Chroma and Node.js

text topic classification using a vector database

In recent years, vector databases have become popular among developers and researchers in the field of machine learning and artificial intelligence. These databases allow for efficient storage and processing of high-dimensional vector representations of data. This opens new possibilities in tasks such as: semantic similarity search, clustering, and building recommendation systems.

For example, what if we have the task of classifying specific texts by topics - determining from a single sentence which category from a predefined list it best matches. For instance, if we have the record "These components provide stability and durability to the entire structure, which is especially important under high load conditions", does it belong to "Construction" or "Software Architecture"? A regular keyword search cannot handle this task, as it is difficult to distinguish terms in the context of construction and software development without interpreting the text's semantics.
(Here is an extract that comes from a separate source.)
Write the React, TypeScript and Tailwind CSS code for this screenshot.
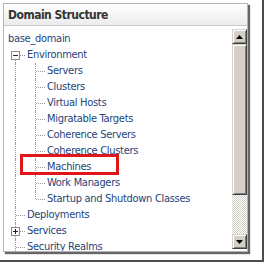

Many vendors offer their vector databases, but one of the most popular at the moment is Chroma. You can compare its functionality with other VDBs here: https://superlinked.com/vector-db-comparison

Chroma provides a convenient API for storing and searching vectors, which can be used for natural language processing, computer vision, and other applications.
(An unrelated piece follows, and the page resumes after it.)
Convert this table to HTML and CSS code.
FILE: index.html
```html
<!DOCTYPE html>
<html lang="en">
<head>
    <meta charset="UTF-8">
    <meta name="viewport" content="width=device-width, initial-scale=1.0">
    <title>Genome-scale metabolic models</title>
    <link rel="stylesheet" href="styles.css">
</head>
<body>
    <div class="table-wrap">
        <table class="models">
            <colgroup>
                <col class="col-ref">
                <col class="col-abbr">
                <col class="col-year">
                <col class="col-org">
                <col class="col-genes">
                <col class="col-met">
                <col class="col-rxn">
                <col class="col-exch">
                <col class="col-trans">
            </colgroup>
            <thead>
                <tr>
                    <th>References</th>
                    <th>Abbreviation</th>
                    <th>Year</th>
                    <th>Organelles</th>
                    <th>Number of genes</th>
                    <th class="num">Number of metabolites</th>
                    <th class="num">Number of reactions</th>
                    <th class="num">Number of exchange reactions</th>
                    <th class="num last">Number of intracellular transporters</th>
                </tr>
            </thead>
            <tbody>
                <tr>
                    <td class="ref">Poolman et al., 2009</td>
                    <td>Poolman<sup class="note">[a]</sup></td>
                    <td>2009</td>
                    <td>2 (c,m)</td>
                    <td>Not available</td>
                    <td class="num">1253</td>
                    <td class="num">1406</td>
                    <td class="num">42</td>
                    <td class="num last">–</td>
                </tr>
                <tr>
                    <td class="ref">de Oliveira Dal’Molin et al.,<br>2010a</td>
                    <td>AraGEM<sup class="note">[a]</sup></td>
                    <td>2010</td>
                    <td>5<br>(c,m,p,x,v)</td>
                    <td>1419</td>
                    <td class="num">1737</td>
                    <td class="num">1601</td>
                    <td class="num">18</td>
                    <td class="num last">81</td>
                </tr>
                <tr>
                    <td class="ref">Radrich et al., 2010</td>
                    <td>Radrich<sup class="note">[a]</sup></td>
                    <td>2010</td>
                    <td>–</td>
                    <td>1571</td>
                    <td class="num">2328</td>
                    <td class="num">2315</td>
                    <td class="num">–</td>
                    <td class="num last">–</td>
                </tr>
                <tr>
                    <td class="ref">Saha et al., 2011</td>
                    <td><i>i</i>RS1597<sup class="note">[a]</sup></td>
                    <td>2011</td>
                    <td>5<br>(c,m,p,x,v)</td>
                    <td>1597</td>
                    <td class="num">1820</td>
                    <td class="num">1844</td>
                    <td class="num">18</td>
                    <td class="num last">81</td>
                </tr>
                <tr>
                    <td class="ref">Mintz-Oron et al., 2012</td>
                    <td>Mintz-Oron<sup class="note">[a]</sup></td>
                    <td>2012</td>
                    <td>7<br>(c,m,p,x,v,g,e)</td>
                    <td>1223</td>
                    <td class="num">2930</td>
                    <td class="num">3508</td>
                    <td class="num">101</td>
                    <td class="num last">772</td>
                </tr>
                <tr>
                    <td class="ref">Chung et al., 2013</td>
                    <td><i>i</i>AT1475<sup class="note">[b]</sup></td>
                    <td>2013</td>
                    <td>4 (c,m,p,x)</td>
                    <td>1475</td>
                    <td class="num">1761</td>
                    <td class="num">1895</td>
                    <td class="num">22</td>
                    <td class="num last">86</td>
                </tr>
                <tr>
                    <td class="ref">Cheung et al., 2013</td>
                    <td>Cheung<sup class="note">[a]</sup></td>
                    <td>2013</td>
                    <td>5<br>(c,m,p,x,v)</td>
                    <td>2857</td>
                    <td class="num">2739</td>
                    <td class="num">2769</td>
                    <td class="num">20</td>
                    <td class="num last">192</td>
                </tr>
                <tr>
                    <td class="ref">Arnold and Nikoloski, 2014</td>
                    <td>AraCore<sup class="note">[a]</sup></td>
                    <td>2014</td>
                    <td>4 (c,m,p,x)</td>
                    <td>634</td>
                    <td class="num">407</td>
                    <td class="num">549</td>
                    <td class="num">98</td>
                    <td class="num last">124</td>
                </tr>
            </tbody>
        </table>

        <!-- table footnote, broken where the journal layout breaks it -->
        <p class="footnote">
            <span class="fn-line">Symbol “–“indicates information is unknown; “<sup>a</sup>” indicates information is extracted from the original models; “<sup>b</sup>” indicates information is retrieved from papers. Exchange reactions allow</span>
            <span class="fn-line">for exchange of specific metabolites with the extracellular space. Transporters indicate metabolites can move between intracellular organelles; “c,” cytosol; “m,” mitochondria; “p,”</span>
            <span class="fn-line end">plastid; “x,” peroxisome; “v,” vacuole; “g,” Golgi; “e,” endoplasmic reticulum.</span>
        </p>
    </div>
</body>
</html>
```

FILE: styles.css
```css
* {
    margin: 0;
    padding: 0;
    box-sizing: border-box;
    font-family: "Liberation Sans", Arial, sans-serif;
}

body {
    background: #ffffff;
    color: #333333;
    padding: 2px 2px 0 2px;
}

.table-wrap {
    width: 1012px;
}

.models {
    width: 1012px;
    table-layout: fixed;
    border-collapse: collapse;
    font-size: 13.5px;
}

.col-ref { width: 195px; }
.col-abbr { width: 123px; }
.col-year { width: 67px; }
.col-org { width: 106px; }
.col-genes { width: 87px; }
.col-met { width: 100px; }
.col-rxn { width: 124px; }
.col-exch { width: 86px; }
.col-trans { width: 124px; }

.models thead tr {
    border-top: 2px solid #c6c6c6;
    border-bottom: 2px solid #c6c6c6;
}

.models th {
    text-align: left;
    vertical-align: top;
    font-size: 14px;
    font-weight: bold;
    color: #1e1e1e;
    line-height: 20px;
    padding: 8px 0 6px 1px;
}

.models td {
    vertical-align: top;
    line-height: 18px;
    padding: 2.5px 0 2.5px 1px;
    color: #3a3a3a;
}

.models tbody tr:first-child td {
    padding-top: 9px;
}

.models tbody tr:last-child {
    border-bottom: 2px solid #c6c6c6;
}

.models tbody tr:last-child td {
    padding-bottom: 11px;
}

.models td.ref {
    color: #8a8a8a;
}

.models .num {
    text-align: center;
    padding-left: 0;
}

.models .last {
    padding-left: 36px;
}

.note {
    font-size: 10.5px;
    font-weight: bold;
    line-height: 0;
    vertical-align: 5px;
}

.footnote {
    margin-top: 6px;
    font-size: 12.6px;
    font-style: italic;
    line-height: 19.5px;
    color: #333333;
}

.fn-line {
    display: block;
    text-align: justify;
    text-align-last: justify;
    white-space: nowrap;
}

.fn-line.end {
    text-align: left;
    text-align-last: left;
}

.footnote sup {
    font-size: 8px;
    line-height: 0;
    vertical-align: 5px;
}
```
In this article, I will show you how to use Chroma with Node.js to create a simple topic classification tool.

What We Need

  • Node.js and npm
  • Docker – to run the Chroma backend
  • OpenAI API key – to create embeddings

Installing Chroma

Let's create a new project and install the Chroma client:

npm install --save chromadb chromadb-default-embed

Let's run the Chroma backend:


docker pull chromadb/chroma
docker run -p 8000:8000 chromadb/chroma
                            

Generating Embeddings

An embedding is a representation of objects (such as words, sentences, or images) in the form of vectors in a multidimensional space. These vectors retain semantic information, allowing machine learning models to work effectively with data by finding similar objects through computing the distances between their vector representations.

In the context of our article, embeddings are used to transform texts into numerical vectors, which can then be processed using the Chroma vector database for topic classification tasks.
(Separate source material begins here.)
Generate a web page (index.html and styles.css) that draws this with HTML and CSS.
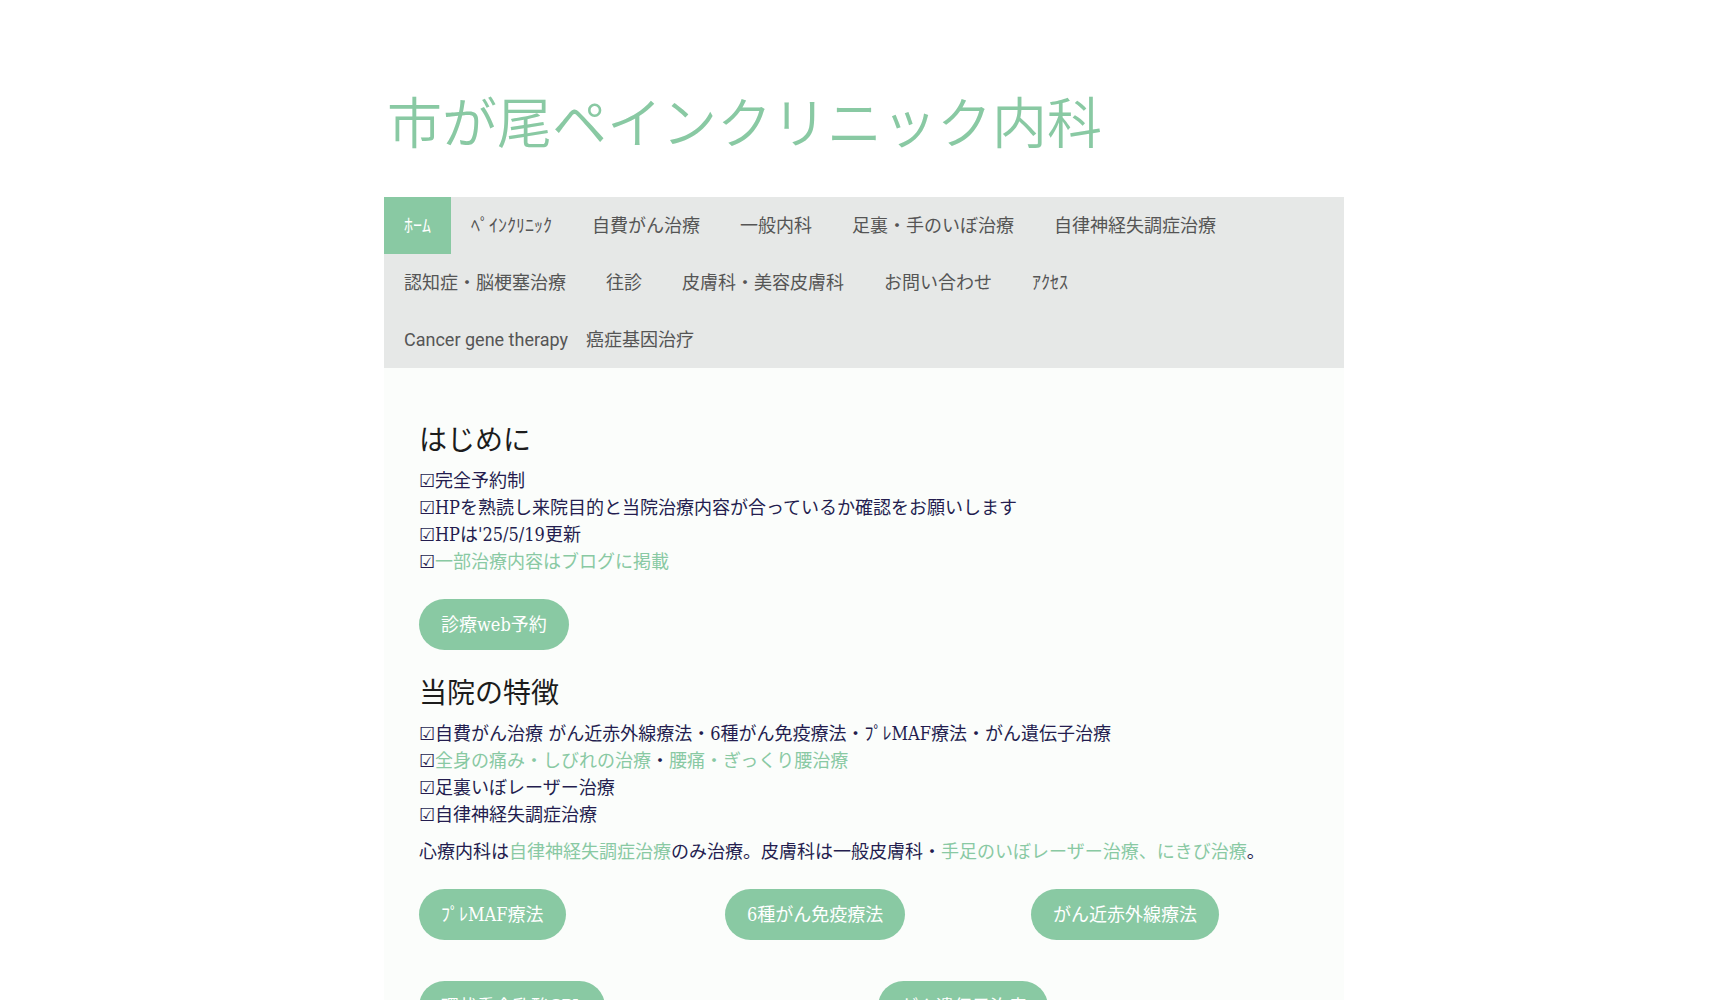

To generate them, we will need an OpenAI key – I will use the text-embedding-ada-002 model, but you can use text-embedding-3-small or text-embedding-3-large. Also available for creating embeddings are Cohere, Google Gemini, HF Server, Hugging Face, Instructor, JinaAI, Roboflow, Ollama Embeddings, but for some of them, the JavaScript API is not available.


const {OpenAIEmbeddingFunction} = require('chromadb');
const embeddingFunction = new OpenAIEmbeddingFunction({
    openai_api_key: "yourApiKey",
    model: " text-embedding-ada-002"
})

const collection = await client.createCollection({
    name: "name",
    embeddingFunction: embeddingFunction
})                        
					    


const entries = [
" These components provide stability and durability to the entire structure, which is especially important under high load conditions.",
" Adjusting parameters helps optimize performance and avoid possible failures in the application's operation under high loads."
]                    
                            

const embeddings = embeddingFunction.generate(entries)
                        


Text Topic Classification

The essence of a simple way to classify topics is to insert an embedding for each topic with some text example and for any given text find the nearest vector. For example, let's use "These components provide stability and durability to the entire structure, which is especially important under high load conditions" as a representative of the "Construction" category, and "Adjusting parameters helps optimize performance and avoid possible failures in the application's operation under high loads" as a representative of the "Software Architecture" category. The following code generates embeddings for these two sentences and inserts them into Chroma with the associated category as metadata.


// The order of categories corresponds to the order of entries
const categories = [{ category: ' Construction ' }, { category: 'Software Architecture' }]    
                            

await collection.add({
    ids: ['id1', 'id2'],
    documents: entries,
    embeddings: embeddings,
    metadatas: categories
});                   
                        

Then, to classify the text, we pass the text to the query() function, which will automatically generate embeddings for us using OpenAI. The following code classifies 4 sentences where the phrase "High loads" is used in different contexts.


const queryTexts = [
'The introduction of new architectural solutions significantly improved the building's resistance to high seismic loads.',
'The use of modern building materials allowed for the reduction of construction time for infrastructure objects that can withstand high loads.',
'Optimizing algorithms reduced task execution time and improved the overall performance of the program under high loads of over 1000000 RPS.',
'The implementation of a modular approach in development simplified the testing and scaling process of the application under high loads.'
]
                            
						
const results = await collection.query({
    nResults: 1,
    queryTexts: queryTexts
  });
console.log('Results', results.metadatas.map(res => res[0].category));                    
						
					


Results:

  • ✅'Construction'
  • ✅'Construction'
  • ✅'Software Architecture'
  • ✅'Software Architecture'

The result is excellent – based on just two vectors, we managed to correctly classify all the sentences almost without common words, except for the phrase “high load”.

As a result, using Node.js and the Chroma vector database, you can create an effective tool for topic classification based on semantic text analysis. This approach significantly improves the accuracy of category determination, especially when the same word can have different meanings in different contexts.